▶ **Problem details**: Repeat the listing that follows, character for character, minus the pictures.

▶ **Data shown**:
============

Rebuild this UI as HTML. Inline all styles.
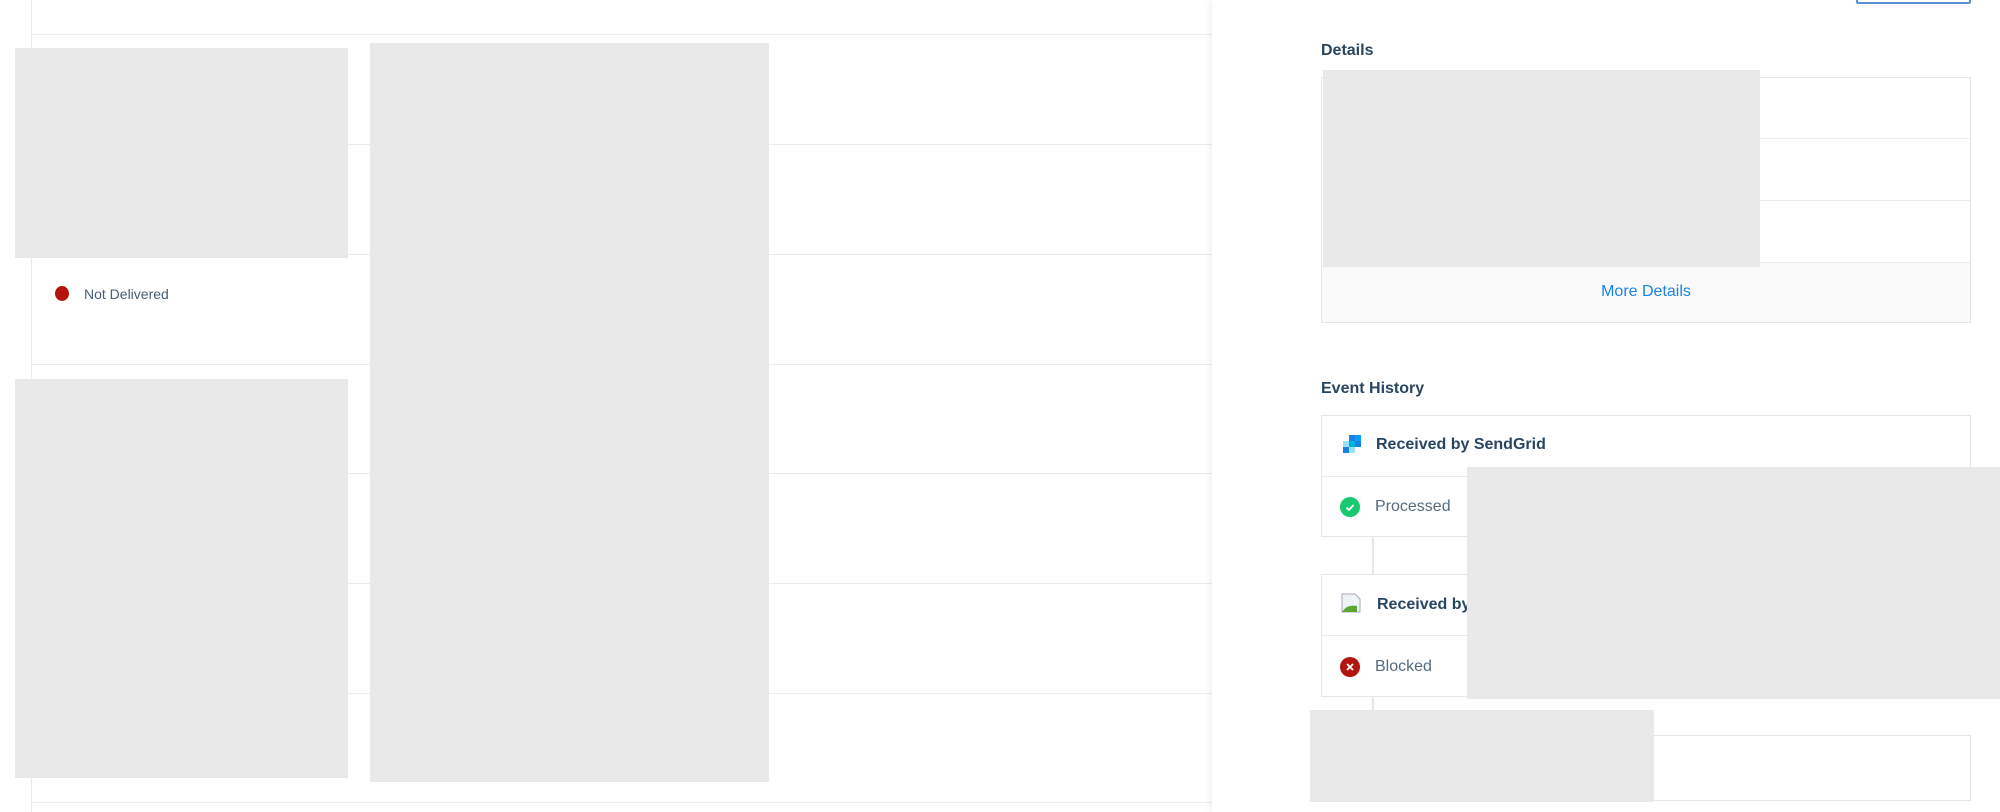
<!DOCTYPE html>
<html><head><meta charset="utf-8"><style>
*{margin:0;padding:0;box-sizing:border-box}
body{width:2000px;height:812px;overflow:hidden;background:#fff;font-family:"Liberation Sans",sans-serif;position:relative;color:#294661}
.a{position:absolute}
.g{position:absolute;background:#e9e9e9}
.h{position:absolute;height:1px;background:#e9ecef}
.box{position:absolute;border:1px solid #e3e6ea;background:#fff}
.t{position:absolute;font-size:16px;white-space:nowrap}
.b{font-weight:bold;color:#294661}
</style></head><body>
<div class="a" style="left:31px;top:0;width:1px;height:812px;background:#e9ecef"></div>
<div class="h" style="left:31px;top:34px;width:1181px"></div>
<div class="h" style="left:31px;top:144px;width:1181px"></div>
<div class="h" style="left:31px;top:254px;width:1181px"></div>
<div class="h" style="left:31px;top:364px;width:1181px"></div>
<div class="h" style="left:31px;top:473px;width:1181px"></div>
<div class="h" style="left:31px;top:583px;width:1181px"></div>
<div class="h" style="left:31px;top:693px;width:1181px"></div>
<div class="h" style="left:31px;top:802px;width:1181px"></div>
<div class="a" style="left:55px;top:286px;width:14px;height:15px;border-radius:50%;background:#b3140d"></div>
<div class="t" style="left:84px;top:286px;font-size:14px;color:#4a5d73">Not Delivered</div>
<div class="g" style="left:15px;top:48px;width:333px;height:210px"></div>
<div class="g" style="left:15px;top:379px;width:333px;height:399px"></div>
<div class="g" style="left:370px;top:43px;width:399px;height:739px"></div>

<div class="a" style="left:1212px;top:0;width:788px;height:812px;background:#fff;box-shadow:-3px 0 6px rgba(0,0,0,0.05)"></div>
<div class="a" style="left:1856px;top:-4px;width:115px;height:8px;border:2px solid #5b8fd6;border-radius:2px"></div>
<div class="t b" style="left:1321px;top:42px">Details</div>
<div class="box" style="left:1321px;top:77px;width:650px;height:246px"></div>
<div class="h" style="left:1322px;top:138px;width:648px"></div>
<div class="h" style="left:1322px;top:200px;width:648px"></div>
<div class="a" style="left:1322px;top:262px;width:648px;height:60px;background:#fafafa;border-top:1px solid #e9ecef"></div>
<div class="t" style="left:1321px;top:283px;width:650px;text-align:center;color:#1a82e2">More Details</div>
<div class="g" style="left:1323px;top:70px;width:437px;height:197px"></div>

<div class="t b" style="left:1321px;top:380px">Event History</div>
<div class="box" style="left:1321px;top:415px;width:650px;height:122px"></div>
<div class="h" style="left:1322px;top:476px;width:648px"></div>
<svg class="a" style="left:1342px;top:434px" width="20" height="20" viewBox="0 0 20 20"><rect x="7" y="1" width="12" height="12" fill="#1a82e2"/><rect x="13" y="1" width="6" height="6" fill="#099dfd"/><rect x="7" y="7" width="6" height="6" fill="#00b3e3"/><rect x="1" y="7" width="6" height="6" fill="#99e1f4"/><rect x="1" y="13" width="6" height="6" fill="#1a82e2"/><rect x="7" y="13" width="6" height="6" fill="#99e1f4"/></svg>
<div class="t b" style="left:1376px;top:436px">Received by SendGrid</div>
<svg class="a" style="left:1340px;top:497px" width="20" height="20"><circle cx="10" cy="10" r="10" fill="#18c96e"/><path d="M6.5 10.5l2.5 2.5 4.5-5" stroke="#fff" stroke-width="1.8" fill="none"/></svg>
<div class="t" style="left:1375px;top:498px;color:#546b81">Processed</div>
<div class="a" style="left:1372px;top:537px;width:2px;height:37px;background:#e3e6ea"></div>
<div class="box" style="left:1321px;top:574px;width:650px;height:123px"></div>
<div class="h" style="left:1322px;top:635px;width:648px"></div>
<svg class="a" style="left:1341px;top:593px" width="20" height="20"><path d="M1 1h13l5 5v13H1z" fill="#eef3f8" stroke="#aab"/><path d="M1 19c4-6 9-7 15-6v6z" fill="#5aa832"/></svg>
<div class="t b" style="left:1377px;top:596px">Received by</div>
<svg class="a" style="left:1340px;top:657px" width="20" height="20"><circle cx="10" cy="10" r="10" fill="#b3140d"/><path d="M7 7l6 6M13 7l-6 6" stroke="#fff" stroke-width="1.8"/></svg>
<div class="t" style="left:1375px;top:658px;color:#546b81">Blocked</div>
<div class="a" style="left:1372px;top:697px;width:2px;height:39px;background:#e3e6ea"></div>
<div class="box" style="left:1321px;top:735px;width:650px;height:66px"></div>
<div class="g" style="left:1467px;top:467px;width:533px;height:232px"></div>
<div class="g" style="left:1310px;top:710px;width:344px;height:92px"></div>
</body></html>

============

▶ **The answer**:
Rebuild this UI as HTML. Inline all styles.
<!DOCTYPE html>
<html><head><meta charset="utf-8"><style>
*{margin:0;padding:0;box-sizing:border-box}
body{width:2000px;height:812px;overflow:hidden;background:#fff;font-family:"Liberation Sans",sans-serif;position:relative;color:#294661}
.a{position:absolute}
.g{position:absolute;background:#e9e9e9}
.h{position:absolute;height:1px;background:#e9ecef}
.box{position:absolute;border:1px solid #e3e6ea;background:#fff}
.t{position:absolute;font-size:16px;white-space:nowrap}
.b{font-weight:bold;color:#294661}
</style></head><body>
<div class="a" style="left:31px;top:0;width:1px;height:812px;background:#e9ecef"></div>
<div class="h" style="left:31px;top:34px;width:1181px"></div>
<div class="h" style="left:31px;top:144px;width:1181px"></div>
<div class="h" style="left:31px;top:254px;width:1181px"></div>
<div class="h" style="left:31px;top:364px;width:1181px"></div>
<div class="h" style="left:31px;top:473px;width:1181px"></div>
<div class="h" style="left:31px;top:583px;width:1181px"></div>
<div class="h" style="left:31px;top:693px;width:1181px"></div>
<div class="h" style="left:31px;top:802px;width:1181px"></div>
<div class="a" style="left:55px;top:286px;width:14px;height:15px;border-radius:50%;background:#b3140d"></div>
<div class="t" style="left:84px;top:286px;font-size:14px;color:#4a5d73">Not Delivered</div>
<div class="g" style="left:15px;top:48px;width:333px;height:210px"></div>
<div class="g" style="left:15px;top:379px;width:333px;height:399px"></div>
<div class="g" style="left:370px;top:43px;width:399px;height:739px"></div>

<div class="a" style="left:1212px;top:0;width:788px;height:812px;background:#fff;box-shadow:-3px 0 6px rgba(0,0,0,0.05)"></div>
<div class="a" style="left:1856px;top:-4px;width:115px;height:8px;border:2px solid #5b8fd6;border-radius:2px"></div>
<div class="t b" style="left:1321px;top:42px">Details</div>
<div class="box" style="left:1321px;top:77px;width:650px;height:246px"></div>
<div class="h" style="left:1322px;top:138px;width:648px"></div>
<div class="h" style="left:1322px;top:200px;width:648px"></div>
<div class="a" style="left:1322px;top:262px;width:648px;height:60px;background:#fafafa;border-top:1px solid #e9ecef"></div>
<div class="t" style="left:1321px;top:283px;width:650px;text-align:center;color:#1a82e2">More Details</div>
<div class="g" style="left:1323px;top:70px;width:437px;height:197px"></div>

<div class="t b" style="left:1321px;top:380px">Event History</div>
<div class="box" style="left:1321px;top:415px;width:650px;height:122px"></div>
<div class="h" style="left:1322px;top:476px;width:648px"></div>
<svg class="a" style="left:1342px;top:434px" width="20" height="20" viewBox="0 0 20 20"><rect x="7" y="1" width="12" height="12" fill="#1a82e2"/><rect x="13" y="1" width="6" height="6" fill="#099dfd"/><rect x="7" y="7" width="6" height="6" fill="#00b3e3"/><rect x="1" y="7" width="6" height="6" fill="#99e1f4"/><rect x="1" y="13" width="6" height="6" fill="#1a82e2"/><rect x="7" y="13" width="6" height="6" fill="#99e1f4"/></svg>
<div class="t b" style="left:1376px;top:436px">Received by SendGrid</div>
<svg class="a" style="left:1340px;top:497px" width="20" height="20"><circle cx="10" cy="10" r="10" fill="#18c96e"/><path d="M6.5 10.5l2.5 2.5 4.5-5" stroke="#fff" stroke-width="1.8" fill="none"/></svg>
<div class="t" style="left:1375px;top:498px;color:#546b81">Processed</div>
<div class="a" style="left:1372px;top:537px;width:2px;height:37px;background:#e3e6ea"></div>
<div class="box" style="left:1321px;top:574px;width:650px;height:123px"></div>
<div class="h" style="left:1322px;top:635px;width:648px"></div>
<svg class="a" style="left:1341px;top:593px" width="20" height="20"><path d="M1 1h13l5 5v13H1z" fill="#eef3f8" stroke="#aab"/><path d="M1 19c4-6 9-7 15-6v6z" fill="#5aa832"/></svg>
<div class="t b" style="left:1377px;top:596px">Received by</div>
<svg class="a" style="left:1340px;top:657px" width="20" height="20"><circle cx="10" cy="10" r="10" fill="#b3140d"/><path d="M7 7l6 6M13 7l-6 6" stroke="#fff" stroke-width="1.8"/></svg>
<div class="t" style="left:1375px;top:658px;color:#546b81">Blocked</div>
<div class="a" style="left:1372px;top:697px;width:2px;height:39px;background:#e3e6ea"></div>
<div class="box" style="left:1321px;top:735px;width:650px;height:66px"></div>
<div class="g" style="left:1467px;top:467px;width:533px;height:232px"></div>
<div class="g" style="left:1310px;top:710px;width:344px;height:92px"></div>
</body></html>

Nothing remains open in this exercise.